The North Wessex Downs AONB has been limited in its ability to respond to the consultation. It is a small organisation without a Planning Advisor in post, and so the AONB Council of Partners has responded to the consultation by drawing attention to the key policies in the Management Plan. As a statutory document, the Management Plan is a material consideration in Development Planning matters. It has been referenced and quoted by the Planning Inspectorate in the consideration of appeals against development decisions, and was prepared with a high degree of stakeholder consultation. The relevant background and policy statements from the Management Plan are attached in an Appendix.

As with the NFNP the key impact is on tranquillity, and several policies in the Management Plan are aimed at conserving and enhancing tranquillity and remoteness. Again, there will be implications for the quality of life of residents and visitors, especially as one of the highest parts of the AONB, almost 1000 feet above sea level, lies under the proposed airspace extension. This will have the effect of reducing aircraft altitude to around 5,500 feet, with the associated increase in noise.

Evidence of Tranquillity

The Council for the Protection of Rural England (CPRE) has recently published its map of ‘Tranquillity in England’. This map has been developed from the assessment of over 40 factors that contribute to or detract from tranquillity in 500x500 metre squares across England. It is a key reference for the application of policies relating to tranquillity, together with the mapping of dark night skies also undertaken by CPRE. Whilst it has not been possible to undertake a precise analysis of the CPRE tranquillity data overlain by the NATS information, the areas that are affected by the extension to airspace appear to have a high level of comparative tranquillity. Similarly, these areas appear to have significant pockets of relatively dark night skies that may be affected by increased night time air traffic.
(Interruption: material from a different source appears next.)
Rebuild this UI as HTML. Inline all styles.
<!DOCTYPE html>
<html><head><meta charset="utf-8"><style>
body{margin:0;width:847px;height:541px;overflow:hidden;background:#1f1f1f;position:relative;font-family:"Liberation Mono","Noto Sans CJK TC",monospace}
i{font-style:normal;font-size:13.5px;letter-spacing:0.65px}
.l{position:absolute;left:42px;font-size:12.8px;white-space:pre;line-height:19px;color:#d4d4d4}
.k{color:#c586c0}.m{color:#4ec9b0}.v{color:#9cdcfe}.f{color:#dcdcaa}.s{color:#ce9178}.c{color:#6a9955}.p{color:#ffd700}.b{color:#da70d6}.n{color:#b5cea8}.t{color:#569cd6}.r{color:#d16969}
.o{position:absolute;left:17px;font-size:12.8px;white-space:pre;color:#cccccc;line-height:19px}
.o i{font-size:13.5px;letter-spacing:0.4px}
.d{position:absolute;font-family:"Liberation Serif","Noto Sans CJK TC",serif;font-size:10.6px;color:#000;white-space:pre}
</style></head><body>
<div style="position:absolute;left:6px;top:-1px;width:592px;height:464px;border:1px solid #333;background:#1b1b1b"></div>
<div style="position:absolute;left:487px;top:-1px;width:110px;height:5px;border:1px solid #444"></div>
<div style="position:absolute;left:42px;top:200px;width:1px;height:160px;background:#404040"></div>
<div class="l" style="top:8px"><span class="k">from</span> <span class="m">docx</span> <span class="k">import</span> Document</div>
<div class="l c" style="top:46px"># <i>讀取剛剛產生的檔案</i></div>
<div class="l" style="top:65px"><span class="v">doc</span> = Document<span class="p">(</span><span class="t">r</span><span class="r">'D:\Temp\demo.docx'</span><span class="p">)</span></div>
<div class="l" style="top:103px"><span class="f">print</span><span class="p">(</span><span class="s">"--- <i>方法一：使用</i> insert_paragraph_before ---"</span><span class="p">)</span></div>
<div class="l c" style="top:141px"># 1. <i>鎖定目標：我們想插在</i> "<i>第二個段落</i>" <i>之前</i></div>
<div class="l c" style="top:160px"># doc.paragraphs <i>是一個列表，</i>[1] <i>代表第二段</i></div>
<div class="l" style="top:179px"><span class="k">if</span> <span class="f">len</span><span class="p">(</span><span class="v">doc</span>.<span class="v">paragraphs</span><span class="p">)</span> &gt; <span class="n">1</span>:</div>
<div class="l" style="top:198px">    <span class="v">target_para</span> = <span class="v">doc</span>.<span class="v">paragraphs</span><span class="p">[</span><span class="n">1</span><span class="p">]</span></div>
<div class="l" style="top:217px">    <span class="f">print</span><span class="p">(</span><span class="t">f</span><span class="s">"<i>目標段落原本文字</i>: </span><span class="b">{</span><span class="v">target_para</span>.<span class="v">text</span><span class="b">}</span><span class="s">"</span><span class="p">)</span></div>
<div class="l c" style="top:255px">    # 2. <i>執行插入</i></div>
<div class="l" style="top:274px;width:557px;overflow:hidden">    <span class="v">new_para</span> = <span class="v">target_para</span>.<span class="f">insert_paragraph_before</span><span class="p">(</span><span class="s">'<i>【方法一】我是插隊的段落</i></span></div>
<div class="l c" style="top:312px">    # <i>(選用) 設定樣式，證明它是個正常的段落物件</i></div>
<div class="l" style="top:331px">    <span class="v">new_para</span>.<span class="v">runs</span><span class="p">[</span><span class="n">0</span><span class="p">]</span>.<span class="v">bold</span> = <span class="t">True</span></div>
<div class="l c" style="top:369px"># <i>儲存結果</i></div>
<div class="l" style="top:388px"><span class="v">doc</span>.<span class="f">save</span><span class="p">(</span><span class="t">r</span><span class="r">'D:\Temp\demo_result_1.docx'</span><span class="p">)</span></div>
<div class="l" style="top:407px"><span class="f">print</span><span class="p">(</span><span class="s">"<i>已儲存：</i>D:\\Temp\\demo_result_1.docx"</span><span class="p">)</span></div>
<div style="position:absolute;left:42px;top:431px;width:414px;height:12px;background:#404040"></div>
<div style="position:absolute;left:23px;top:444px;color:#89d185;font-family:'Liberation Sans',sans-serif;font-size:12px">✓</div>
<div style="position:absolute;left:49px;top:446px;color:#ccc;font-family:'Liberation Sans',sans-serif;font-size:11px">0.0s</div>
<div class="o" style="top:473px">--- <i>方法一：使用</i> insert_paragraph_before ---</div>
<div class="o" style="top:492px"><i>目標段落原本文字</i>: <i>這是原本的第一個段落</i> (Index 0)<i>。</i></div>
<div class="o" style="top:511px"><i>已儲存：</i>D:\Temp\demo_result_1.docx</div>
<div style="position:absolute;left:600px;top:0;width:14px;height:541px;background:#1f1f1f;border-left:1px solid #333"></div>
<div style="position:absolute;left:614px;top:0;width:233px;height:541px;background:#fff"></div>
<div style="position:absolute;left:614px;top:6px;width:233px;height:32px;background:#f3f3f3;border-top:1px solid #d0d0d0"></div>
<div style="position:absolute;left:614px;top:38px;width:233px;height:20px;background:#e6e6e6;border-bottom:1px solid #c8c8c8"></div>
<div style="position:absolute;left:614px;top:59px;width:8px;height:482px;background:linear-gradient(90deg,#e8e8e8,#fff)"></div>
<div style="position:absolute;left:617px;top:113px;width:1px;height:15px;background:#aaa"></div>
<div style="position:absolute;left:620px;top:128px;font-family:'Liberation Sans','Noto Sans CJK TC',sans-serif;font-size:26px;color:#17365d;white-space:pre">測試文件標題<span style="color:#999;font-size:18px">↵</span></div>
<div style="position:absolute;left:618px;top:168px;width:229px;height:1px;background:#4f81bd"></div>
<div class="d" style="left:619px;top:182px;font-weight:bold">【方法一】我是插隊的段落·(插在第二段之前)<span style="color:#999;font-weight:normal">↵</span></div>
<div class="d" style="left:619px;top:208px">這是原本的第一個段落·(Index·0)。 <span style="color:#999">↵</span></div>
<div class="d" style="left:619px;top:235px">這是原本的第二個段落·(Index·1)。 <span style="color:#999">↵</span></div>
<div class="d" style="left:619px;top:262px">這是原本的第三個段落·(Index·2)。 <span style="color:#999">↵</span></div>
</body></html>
Visual intrusion is another factor that should be taken into account. This rates as a significant detractor of tranquillity, with seeing and hearing aircraft both featuring in the top eight responses in determining the 40 factors relevant to tranquillity

The Duty of Regard to the Purposes of Designation

I am sure you are aware that there is a statutory duty under the National Parks and Access to the Countryside Act 1949, the Environment Act 1995 and the Countryside and Rights of Way Act 2000 on ‘relevant authorities’ to have regard to the purposes of National Park and AONB designation in making decisions or carrying out activities. NATS and the CAA will need to satisfy themselves that their duties the Acts have been implemented. Not least of our concerns is the absence of any apparent consideration of alternative options for providing additional airspace capacity which would lessen or remove the impact on the local area arising from the current proposals, for example, approach over sea routes. In our view, the need for additional airspace has not been adequately proven since the benefits seem modest, and alternatives should be considered fully, including ‘do nothing’ and local stakeholders fully consulted on all the options.
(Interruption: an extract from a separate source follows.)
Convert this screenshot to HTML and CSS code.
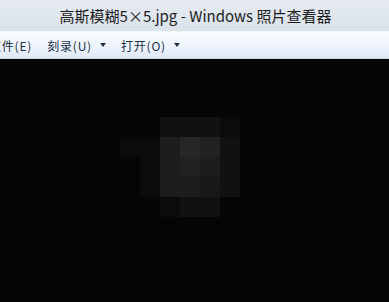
FILE: index.html
```html
<!DOCTYPE html>
<html>
<head>
<meta charset="utf-8">
<link rel="stylesheet" href="styles.css">
</head>
<body>
<div class="window">
  <div class="titlebar">高斯模糊5×5.jpg - Windows 照片查看器</div>
  <div class="toolbar">
    <span class="item first">文件(E)</span>
    <span class="item">刻录(U)<span class="arrow"></span></span>
    <span class="item">打开(O)<span class="arrow"></span></span>
  </div>
  <div class="viewer">
    <div class="pixels">
      <i class="c0"></i><i class="c0"></i><i class="c2"></i><i class="c2"></i><i class="c2"></i><i class="c1"></i>
      <i class="c1"></i><i class="c1"></i><i class="c4"></i><i class="c6"></i><i class="c5"></i><i class="c2"></i>
      <i class="c0"></i><i class="c1"></i><i class="c4"></i><i class="c5"></i><i class="c4"></i><i class="c2"></i>
      <i class="c0"></i><i class="c1"></i><i class="c4"></i><i class="c4"></i><i class="c3"></i><i class="c2"></i>
      <i class="c0"></i><i class="c0"></i><i class="c1"></i><i class="c2"></i><i class="c2"></i><i class="c0"></i>
    </div>
  </div>
</div>
</body>
</html>
```
FILE: styles.css
```css
* { box-sizing: border-box; }
html, body { margin: 0; padding: 0; }
body {
  width: 389px;
  height: 302px;
  overflow: hidden;
  background: #050505;
  font-family: "Noto Sans CJK SC", "Noto Sans", sans-serif;
}
.window {
  display: flex;
  flex-direction: column;
  height: 302px;
}
.titlebar {
  height: 31px;
  background: linear-gradient(#e6ebf1, #dae2ea);
  color: #1c1c1c;
  font-size: 15px;
  line-height: 31px;
  text-align: center;
  padding-left: 2px;
  white-space: nowrap;
}
.toolbar {
  height: 28px;
  background: linear-gradient(#fbfdff 0%, #eef4fb 50%, #dfe9f5 100%);
  border-top: 1px solid #f4f7fa;
  border-bottom: 1px solid #c7d3df;
  display: flex;
  align-items: center;
  gap: 15px;
  font-size: 12px;
  letter-spacing: 0.8px;
  color: #1f2f44;
  white-space: nowrap;
}
.item {
  display: flex;
  align-items: center;
}
.item.first {
  margin-left: -11px;
}
.arrow {
  width: 0;
  height: 0;
  margin-left: 8px;
  border-left: 3.5px solid transparent;
  border-right: 3.5px solid transparent;
  border-top: 4px solid #1f2f44;
}
.viewer {
  flex: 1;
  background: #050505;
  padding: 58px 0 0 120px;
}
.pixels {
  display: grid;
  grid-template-columns: repeat(6, 20px);
  grid-template-rows: repeat(5, 20px);
}
.pixels i { display: block; }
.c0 { background: #050505; }
.c1 { background: #0b0b0b; }
.c2 { background: #111111; }
.c3 { background: #181818; }
.c4 { background: #1d1d1d; }
.c5 { background: #222222; }
.c6 { background: #272727; }
```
In considering these factors, NATS and the CAA should be mindful of the probable uptake of the available airspace by increased numbers of aircraft movements. This will lead to a cumulative increase in the impacts set out above.

Transportation Considerations

Southampton Airport
Southampton Airport, is well located for road and rail access, being next to Junction 5 of the M27 motorway and close to the M3. It has a dedicated rail station (Southampton Airport Parkway) on the main line between London, Southampton and Bournemouth. These road and rail links ensure that the airport is a key transport interchange and is therefore well placed to be able to cater for additional traffic resulting from any increase in flights and passenger numbers.
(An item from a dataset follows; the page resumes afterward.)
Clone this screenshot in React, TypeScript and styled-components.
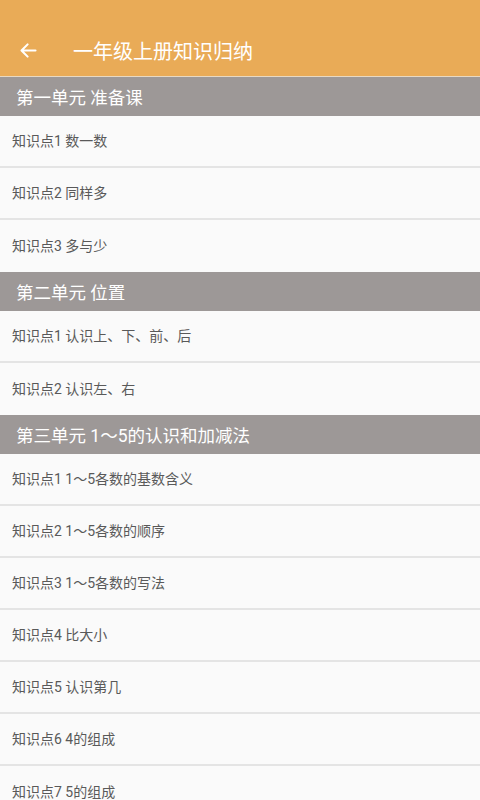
import React from "react";
import styled, { createGlobalStyle } from "styled-components";

const GlobalStyle = createGlobalStyle`
  html, body {
    margin: 0;
    padding: 0;
    background: #fafafa;
    font-family: Roboto, "Noto Sans CJK SC", sans-serif;
  }
`;

const Page = styled.div`
  width: 480px;
  height: 800px;
  overflow: hidden;
  background: #fafafa;
`;

const Header = styled.header`
  height: 77px;
  padding-top: 25px;
  box-sizing: border-box;
  background: #e9ab57;
  border-bottom: 1px solid #e9d9c2;
  display: flex;
  align-items: center;
  color: #ffffff;
`;

const BackButton = styled.div`
  width: 56px;
  height: 100%;
  display: flex;
  align-items: center;
  padding-left: 18px;
  box-sizing: border-box;
`;

const Title = styled.h1`
  margin: 0 0 0 17px;
  font-size: 20px;
  font-weight: 400;
`;

const SectionHeader = styled.div`
  height: 39px;
  background: #9d9897;
  color: #ffffff;
  font-size: 17.5px;
  display: flex;
  align-items: center;
  padding-left: 16px;
`;

const Row = styled.div<{ $last?: boolean }>`
  height: 52px;
  box-sizing: border-box;
  border-bottom: ${({ $last }) => ($last ? "none" : "2px solid #e4e4e4")};
  display: flex;
  align-items: center;
  padding: 0 0 2px 12px;
  font-size: 14px;
  color: #595959;
`;

type Unit = { title: string; items: string[] };

const units: Unit[] = [
  {
    title: "第一单元 准备课",
    items: ["知识点1 数一数", "知识点2 同样多", "知识点3 多与少"],
  },
  {
    title: "第二单元 位置",
    items: ["知识点1 认识上、下、前、后", "知识点2 认识左、右"],
  },
  {
    title: "第三单元 1～5的认识和加减法",
    items: [
      "知识点1 1～5各数的基数含义",
      "知识点2 1～5各数的顺序",
      "知识点3 1～5各数的写法",
      "知识点4 比大小",
      "知识点5 认识第几",
      "知识点6 4的组成",
      "知识点7 5的组成",
    ],
  },
];

const BackArrow = () => (
  <svg width="21" height="21" viewBox="0 0 24 24" fill="none">
    <path
      d="M20 12H5M11 5l-7 7 7 7"
      stroke="#ffffff"
      strokeWidth="2.4"
      strokeLinecap="round"
      strokeLinejoin="round"
    />
  </svg>
);

export default function App() {
  return (
    <Page>
      <GlobalStyle />
      <Header>
        <BackButton>
          <BackArrow />
        </BackButton>
        <Title>一年级上册知识归纳</Title>
      </Header>
      {units.map((unit) => (
        <section key={unit.title}>
          <SectionHeader>{unit.title}</SectionHeader>
          {unit.items.map((item, i) => (
            <Row key={item} $last={i === unit.items.length - 1}>
              {item}
            </Row>
          ))}
        </section>
      ))}
    </Page>
  );
}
Passenger numbers using the airport have increased from 485,000 in 1994/95 to 1.4 million in 2003/04 and the airport master plan, envisages air traffic growing to six million passengers by the year 2030, this will have a major impact on the local transport network. The Southampton Airport surface access strategy will need be updated in order to maximise the use of non-car modes for travel to and from the airport.

The County Council recognises the airport’s importance as a major transport interchange (Policy T10, Hampshire County Structure Plan 1996-2011 (Review) and Transport in Hampshire - a Framework for the Future). The airport’s location provides excellent opportunities to make improvements to interchange facilities for public transport. The County Council’s policy is to encourage local journeys to Southampton Airport where this is an alternative to longer journeys to Heathrow or Gatwick. The airport is increasingly adopting the essential role of an important hub on the local public transport network for non-flying passengers.

Bournemouth Airport
Bournemouth Airport is in the South East Dorset conurbation, but given its proximity to the county boundary and the transport links with Hampshire, developments have a direct impact upon the transport network within Hampshire. Approximately 0.5 million passengers travelled through the airport during 2004/05. The airport predicts significant growth over the coming years with passenger numbers expected to increase to 1.8 million by 2009/10.

The County Council recently objected to a planning application to expand the passenger facilities and car parking at Bournemouth Airport and the concerns expressed then are equally valid in relation to any increase in traffic resulting from the NATS proposals.

The major concerns being:
• The A31 through Ringwood and Avon Causeway are unsuitable in their present condition to take the type and amount of traffic likely to be generated by increased use of the airport.
• Developments need to make the best possible use of opportunities to reduce reliance on the private car. There are currently insufficient alternative means of transport to the private car to support potential increases in passenger numbers.

Community Engagement

Finally within the consultation document there is insufficient evidence to support the evaluation of impacts by stakeholder organisations, or indeed the local community. The County Council and its local government partners are not resourced to determine specialist technical impacts in areas such as aircraft noise impacts, and this is a deficiency in the consultation documents. Equally the local community has been provided with little notice of the consultation, and we believe that this is also a serious deficiency of the process. We would support local communities that are asking for an extension of the consultation process to enable them to engage and respond. However we would also recommend an improved consultation which sets out the alternatives and their implications for the matters of concern set out above. Until that time, the County Council is registering an objection to the proposed airspace extension.